Mais on ne peut pas se baser sur un roman pour condamner son auteur pour meurtre… L’enquête avance, cependant, jusqu’à ce que Wroblewski mette en évidence un nouveau lien entre Bala et Janiszewski. Cette fois, la police dispose d’éléments permettant d’inculper Bala pour assassinat. Et quand ce dernier rentre en Pologne, il est arrêté – dans des conditions floues… – et bientôt condamné pour le meurtre de Janiszewski… qu’il supposait visiblement être l’amant de sa femme.

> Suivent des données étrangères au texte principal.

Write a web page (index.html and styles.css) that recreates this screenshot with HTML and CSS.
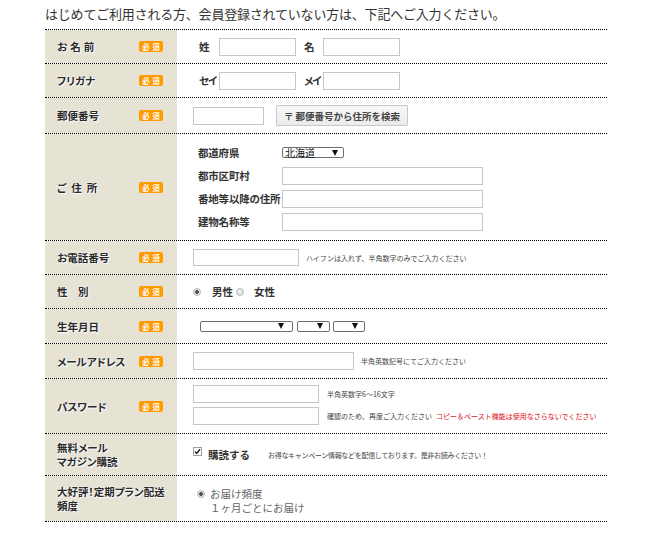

Mais la question se pose : quelle part a joué la philosophie, notamment nietzschéenne et postmoderne, dans la perpétration de ce crime, et sa « justification » par son auteur ?

 

Le récit, dense et efficace, se lit comme un bon polar. Daniel Grann, sûr de sa plume, sait ménager ses effets et introduire progressivement les divers éléments à charge, et ce petit bouquin est à coup sûr passionnant.

 

Mais il est aussi, et peut-être avant tout, passablement déconcertant. On peut en effet s’interroger sur les motivations de l’auteur dans cet article. Ne s’agit-il que de raconter une palpitante « histoire vraie », ou y a-t-il une volonté sous-jacente de faire le procès, sur un ton passablement moraliste, d’une certaine philosophie et d’une certaine littérature ? Plusieurs éléments vont dans ce sens – voyez la comparaison avec Houellebecq, plus haut –, et notamment la conclusion de l’article. Or j’avoue que cet aspect m’a un peu gêné : intéressé par les questions de philosophie morale et la « littérature du mal » (Sade au premier chef ; très franchement, je ne rangerais pas Houellebecq dans cette catégorie, mais c’est un auteur que j’apprécie énormément, comme vous avez peut-être pu le noter), j’ai été quelque peu rebuté par les implications de cette affaire et, puisque c’est après tout de cela qu’il s’agit, de son récit. Peut-être n’est-ce que paranoïa de ma part… mais je ne manque pas de m’interroger à ce sujet encore à présent.

 

Une lecture intéressante, quoi qu’il en soit, mais dont les implications morales (moralistes ?) peuvent donc laisser perplexe.